The trough contained a layer of cherry and chocolate compote, topped with crème brulee, a cherry and a little chunk of a nutty kind of fridge biscuit. The purple "string" was chewy and intensely cherry flavoured. There was a piece of chocolate on the side and then the glass pot contained a warm honey foam with fudgy chocolate at the bottom, with a cinder toffee wafer. I am drooling at the memory of it.

If you are looking for a special place to eat in Edinburgh I really recommend 21212; it isn't wildly expensive either for the Michelin-starred standard of cooking - two courses at a midweek lunch starts from £20. As I said the menu is tiny - hence the name (2 starters, 1 soup, 2 mains, 1 cheese, 2 puds) so I would check if you are veggie, or have food allergies. It was friendly and relaxed enough to be truly enjoyable, but posh enough to feel like a proper treat.

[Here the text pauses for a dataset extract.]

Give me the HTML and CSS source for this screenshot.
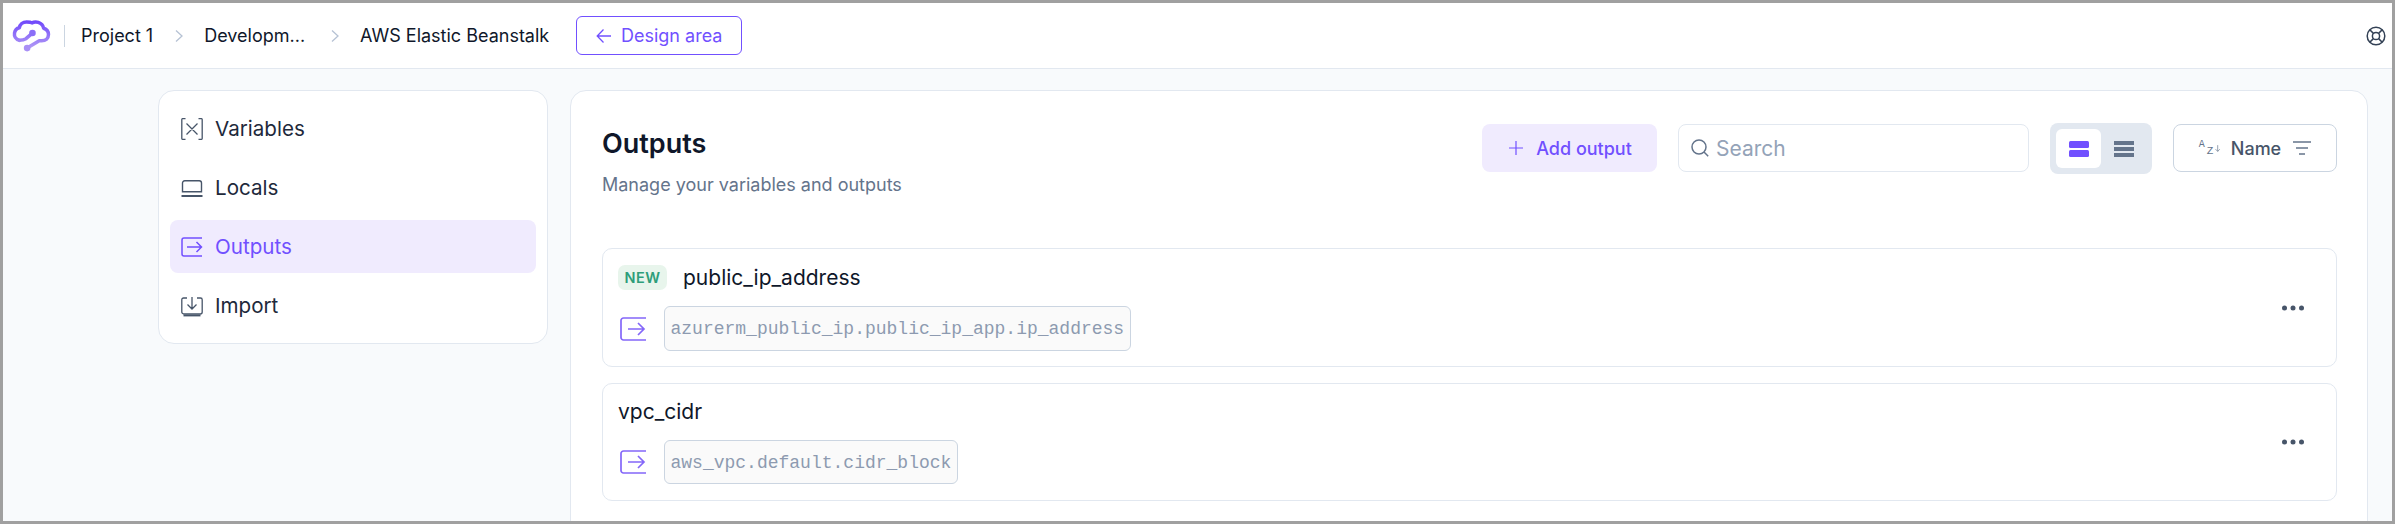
FILE: index.html
```html
<!DOCTYPE html>
<html lang="en">
<head>
<meta charset="utf-8">
<title>Outputs</title>
<link rel="stylesheet" href="styles.css">
</head>
<body>
<div class="frame">
  <header class="topbar">
    <svg class="logo" viewBox="0 0 40 34" fill="none" stroke-width="3.600" stroke-linecap="round" stroke-linejoin="round">
      <defs><linearGradient id="lg" gradientUnits="userSpaceOnUse" x1="0" y1="2" x2="0" y2="32"><stop offset="0" stop-color="#7048fb"/><stop offset="1" stop-color="#b6a0f5"/></linearGradient></defs>
      <path stroke="url(#lg)" d="M7.500 22C3.500 21 2 17.500 2.500 14.500C3 11.500 5 9.500 7.500 9C8 5.500 11 3 15 3C17 3 19 3 20.500 4C22.500 3 25 3 27 3.500C30 4.500 32 6.500 32.500 9.500C35.500 10.500 37.500 13 37.500 16C37.500 20 34.500 22.500 30.500 22.500H28L15.500 30"/>
      <path stroke="url(#lg)" d="M21 14.500L14 20.500Q12 22 7.500 22"/>
      <circle cx="21" cy="14.500" r="3.400" fill="#8a6ef8" stroke="none"/>
      <circle cx="15.500" cy="30" r="3.400" fill="#a98ff6" stroke="none"/>
    </svg>
    <span class="vsep"></span>
    <nav class="crumbs">
      <span class="crumb">Project 1</span>
      <svg class="chev" viewBox="0 0 10 14" fill="none" stroke="#b6c2d4" stroke-width="1.300"><path d="M2 1.500L8 7L2 12.500"/></svg>
      <span class="crumb trunc">Developm...</span>
      <svg class="chev" viewBox="0 0 10 14" fill="none" stroke="#b6c2d4" stroke-width="1.300"><path d="M2 1.500L8 7L2 12.500"/></svg>
      <span class="crumb">AWS Elastic Beanstalk</span>
    </nav>
    <button class="design-btn">
      <svg class="ico16" viewBox="0 0 16 16" fill="none" stroke="currentColor" stroke-width="1.300"><path d="M15 8H1.500M7.500 1.500L1.200 8L7.500 14.500"/></svg>
      Design area
    </button>
    <svg class="help" viewBox="0 0 20 20" fill="none" stroke="#334155" stroke-width="1.500"><circle cx="10" cy="10" r="8.800"/><circle cx="10" cy="10" r="3.600"/><path d="M3.800 3.800L7.400 7.400M16.200 3.800L12.600 7.400M3.800 16.200L7.400 12.600M16.200 16.200L12.600 12.600"/></svg>
  </header>

  <div class="content">
    <aside class="side">
      <a class="item">
        <svg class="nav-ico" viewBox="0 0 22 22" fill="none" stroke="#475569" stroke-width="1.300"><path d="M4.500 .7H1.500A.8.8 0 0 0 .8 1.500V20.500A.8.8 0 0 0 1.500 21.300H4.500M17.500 .7H20.500A.8.8 0 0 1 21.200 1.500V20.500A.8.8 0 0 1 20.500 21.300H17.500M5.500 5.500L16.500 16.500M16.500 5.500L5.500 16.500"/></svg>
        <span>Variables</span>
      </a>
      <a class="item">
        <svg class="nav-ico" viewBox="0 0 22 22" fill="none" stroke="#475569" stroke-width="1.400"><path d="M1.500 14.700V6A2.200 2.200 0 0 1 3.700 3.800H18.300A2.200 2.200 0 0 1 20.500 6V14.700Z"/><path d="M.5 19H21.500" stroke-width="2"/></svg>
        <span>Locals</span>
      </a>
      <a class="item active">
        <svg class="nav-ico" viewBox="0 0 22 22" fill="none" stroke="#7150ff" stroke-width="1.500"><path d="M21 2H3A2 2 0 0 0 1 4V18A2 2 0 0 0 3 20H21M6 11H20.500M15.500 6L20.500 11L15.500 16"/></svg>
        <span>Outputs</span>
      </a>
      <a class="item">
        <svg class="nav-ico" viewBox="0 0 22 22" fill="none" stroke="#475569" stroke-width="1.300"><path d="M6 3H2.500A1.700 1.700 0 0 0 .8 4.700V17A2 2 0 0 0 2.800 19H19.200A2 2 0 0 0 21.200 17V4.700A1.700 1.700 0 0 0 19.500 3H16M11 2V13.500M6.500 9.500L11 14L15.500 9.500"/><path d="M2.500 20.500H19.500" stroke-width="1.800"/></svg>
        <span>Import</span>
      </a>
    </aside>

    <main class="main">
      <div class="head">
        <div class="titles">
          <h1>Outputs</h1>
          <p>Manage your variables and outputs</p>
        </div>
        <div class="tools">
          <button class="add">
            <svg class="plus" viewBox="0 0 14 14" fill="none" stroke="currentColor" stroke-width="1.200"><path d="M7 0V14M0 7H14"/></svg>
            Add output
          </button>
          <label class="search">
            <svg class="search-ico" viewBox="0 0 18 18" fill="none" stroke="#64748b" stroke-width="1.500"><circle cx="8" cy="8" r="7"/><path d="M13 13L17.200 17.200"/></svg>
            <span>Search</span>
          </label>
          <div class="toggle">
            <span class="seg on"><svg class="seg-ico" viewBox="0 0 20 16" fill="#7150ff"><rect width="20" height="7" rx="1.500"/><rect y="9" width="20" height="7" rx="1.500"/></svg></span>
            <span class="seg"><svg class="seg-ico" viewBox="0 0 20 16" fill="#64748b"><rect width="20" height="4"/><rect y="6" width="20" height="4"/><rect y="12" width="20" height="4"/></svg></span>
          </div>
          <button class="sort">
            <span class="az"><span class="a">A</span><span class="z">Z</span><svg class="az-arrow" viewBox="0 0 8 10" fill="none" stroke="#64748b" stroke-width="1"><path d="M4 0V9.300M.8 6L4 9.300L7.200 6"/></svg></span>
            <span>Name</span>
            <svg class="filter" viewBox="0 0 18 14" fill="none" stroke="#64748b" stroke-width="1.300"><path d="M0 1H18M3 7H15M6 13H12"/></svg>
          </button>
        </div>
      </div>

      <section class="card">
        <div class="info">
          <div class="name-row"><span class="badge">NEW</span><span class="name">public_ip_address</span></div>
          <div class="value-row">
            <svg class="val-ico" viewBox="0 0 26 24" fill="none" stroke="#8467f9" stroke-width="1.700"><path d="M26 1H3.500A2.500 2.500 0 0 0 1 3.500V20.500A2.500 2.500 0 0 0 3.500 23H26M8 12H24M18 6L24 12L18 18"/></svg>
            <code>azurerm_public_ip.public_ip_app.ip_address</code>
          </div>
        </div>
        <svg class="more" viewBox="0 0 22 6" fill="#475569"><circle cx="2.500" cy="3" r="2.500"/><circle cx="11" cy="3" r="2.500"/><circle cx="19.500" cy="3" r="2.500"/></svg>
      </section>

      <section class="card second">
        <div class="info">
          <div class="name-row"><span class="name">vpc_cidr</span></div>
          <div class="value-row">
            <svg class="val-ico" viewBox="0 0 26 24" fill="none" stroke="#8467f9" stroke-width="1.700"><path d="M26 1H3.500A2.500 2.500 0 0 0 1 3.500V20.500A2.500 2.500 0 0 0 3.500 23H26M8 12H24M18 6L24 12L18 18"/></svg>
            <code>aws_vpc.default.cidr_block</code>
          </div>
        </div>
        <svg class="more" viewBox="0 0 22 6" fill="#475569"><circle cx="2.500" cy="3" r="2.500"/><circle cx="11" cy="3" r="2.500"/><circle cx="19.500" cy="3" r="2.500"/></svg>
      </section>
    </main>
  </div>
</div>
</body>
</html>
```
FILE: styles.css
```css
* { box-sizing: border-box; }
html, body { margin: 0; padding: 0; }
body { font-family: Inter, "Liberation Sans", sans-serif; color: #0f172a; }
button { font-family: inherit; cursor: pointer; }

.frame {
  width: 2395px;
  height: 524px;
  border: 3px solid #a0a0a0;
  background: #f8fafc;
  overflow: hidden;
  display: flex;
  flex-direction: column;
}

.topbar {
  height: 66px;
  flex: none;
  display: flex;
  align-items: center;
  background: #fff;
  border-bottom: 1.5px solid #e2e8f0;
  padding-left: 9px;
  padding-right: 6px;
}
.logo { width: 39px; height: 33px; flex: none; }
.vsep { width: 1px; height: 22px; background: #cbd5e1; margin-left: 13px; margin-right: 16px; }
.crumbs { display: flex; align-items: center; }
.crumb { font-size: 18px; color: #0f172a; white-space: nowrap; }
.crumb.trunc { padding-right: 4px; }
.chev { width: 10px; height: 14px; margin: 0 20.500px; flex: none; }

.design-btn {
  margin-left: 27px;
  width: 166px;
  height: 39px;
  display: flex;
  align-items: center;
  justify-content: center;
  gap: 9px;
  background: #fff;
  color: #7150ff;
  border: 1px solid #7150ff;
  border-radius: 6px;
  font-size: 18px;
}
.ico16 { width: 16px; height: 16px; }
.help { width: 20px; height: 20px; margin-left: auto; }

.content {
  flex: 1;
  display: flex;
  align-items: flex-start;
  gap: 22px;
  padding: 21px 0 0 155px;
}

.side {
  width: 390px;
  height: 254px;
  flex: none;
  background: #fff;
  border: 1px solid #e2e8f0;
  border-radius: 16px;
  padding: 11px;
  display: flex;
  flex-direction: column;
  gap: 6px;
}
.item {
  height: 54px;
  display: flex;
  align-items: center;
  gap: 12px;
  padding-left: 11px;
  border-radius: 8px;
  font-size: 20.600px;
  color: #1e293b;
}
.item.active { background: #f0ebfe; color: #7150ff; }
.nav-ico { width: 22px; height: 22px; flex: none; }

.main {
  width: 1798px;
  height: 440px;
  flex: none;
  background: #fff;
  border: 1px solid #e2e8f0;
  border-radius: 16px 16px 0 0;
  padding: 32px 30px 0 31px;
}
.head { display: flex; justify-content: space-between; align-items: flex-start; height: 125px; }
h1 { margin: 0; font-size: 27px; font-weight: 600; line-height: 32px; color: #0f172a; }
.titles { padding-top: 5px; }
.titles p { margin: 13px 0 0; font-size: 18px; line-height: 24px; color: #64748b; }

.tools { display: flex; align-items: flex-start; height: 51px; }
.add {
  width: 175px;
  height: 48px;
  margin-top: 1px;
  padding: 0 0 0 2px;
  display: flex;
  align-items: center;
  justify-content: center;
  gap: 13px;
  background: #f0ebfe;
  color: #7150ff;
  border: 0;
  border-radius: 8px;
  font-size: 18px;
  font-weight: 500;
}
.plus { width: 14px; height: 14px; }
.search {
  width: 351px;
  height: 48px;
  margin: 1px 0 0 21px;
  display: flex;
  align-items: center;
  gap: 7px;
  padding-left: 12px;
  background: #fff;
  border: 1px solid #e2e8f0;
  border-radius: 8px;
  font-size: 21px;
  color: #94a3b8;
}
.search-ico { width: 18px; height: 18px; flex: none; }
.toggle {
  width: 102px;
  height: 51px;
  margin-left: 21px;
  padding: 6px;
  display: flex;
  background: #e2e8f0;
  border-radius: 8px;
}
.seg { width: 45px; height: 39px; display: flex; align-items: center; justify-content: center; border-radius: 6px; }
.seg.on { background: #fff; }
.seg-ico { width: 20px; height: 16px; }
.sort {
  width: 164px;
  height: 48px;
  margin: 1px 0 0 21px;
  display: flex;
  align-items: center;
  justify-content: center;
  gap: 10px;
  background: #fff;
  border: 1px solid #cbd5e1;
  border-radius: 8px;
  font-size: 18px;
  font-weight: 500;
  color: #475569;
}
.az { display: flex; align-items: center; height: 14px; width: 22px; gap: 2px; font-family: "Liberation Mono", monospace; color: #64748b; }
.az .a { align-self: flex-start; font-size: 10px; line-height: 8px; }
.az .z { align-self: flex-end; font-size: 11px; line-height: 8px; }
.az-arrow { width: 7px; height: 9px; }
.filter { width: 18px; height: 14px; margin-left: 2px; }

.card {
  height: 119px;
  display: flex;
  align-items: center;
  justify-content: space-between;
  padding: 0 32px 0 15px;
  border: 1px solid #e2e8f0;
  border-radius: 10px;
  background: #fff;
}
.card.second { height: 118px; margin-top: 16px; }
.info { display: flex; flex-direction: column; gap: 16px; align-self: flex-start; padding-top: 16px; }
.card.second .info { padding-top: 15px; }
.name-row { display: flex; align-items: center; height: 25px; }
.badge {
  width: 49px;
  height: 25px;
  margin-right: 16px;
  display: flex;
  align-items: center;
  justify-content: center;
  background: #e8f5ec;
  color: #2e9e7a;
  border-radius: 7px;
  font-size: 14.500px;
  font-weight: 600;
  letter-spacing: .5px;
}
.name { font-size: 21px; color: #0f172a; }
.value-row { display: flex; align-items: center; gap: 18px; padding-left: 2px; }
.val-ico { width: 26px; height: 24px; flex: none; }
code {
  height: 45px;
  padding: 10px 5.500px 0;
  background: #fafafa;
  border: 1px solid #cbd5e1;
  border-radius: 6px;
  font-family: "Liberation Mono", monospace;
  font-size: 18px;
  line-height: 24px;
  color: #8d9ab0;
  white-space: nowrap;
}
.second code { height: 44px; }
.more { width: 22px; height: 6px; flex: none; }
```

The rest of the day was lovely too. We moseyed along Rose Street and had a drink sitting outside a pub in the sunshine, with Ian Rankin and an unidentified literary chap sitting beside us. If you know me in real life you may be aware that I am constitutionally incapable of recognising well known people (I once thought Sally Gunnell was an old school friend because her face looked so familiar) so Philip had to explain who it was, but then I thoroughly enjoyed eavesdropping on their bookish gossip. We went to the Book Festival in Charlotte Square to lounge in their stylish deckchairs and meet Polly (our oldest daughter by five minutes) for her tea break. We had made vague plans to go to a Festival event but in the end we decided to have a final drink in the Café Royal before catching the bus to the Park and Ride from where Charlotte  (Polly's twin) had nobly volunteered to chauffeur us home in comfort. At home she had flowers waiting, and we had a glass of fizz with her and the boys to round off our wonderful day.

It was great to have a day just to talk, and laugh, and remember and celebrate being us - and to be glad that after 25 years we still love being together.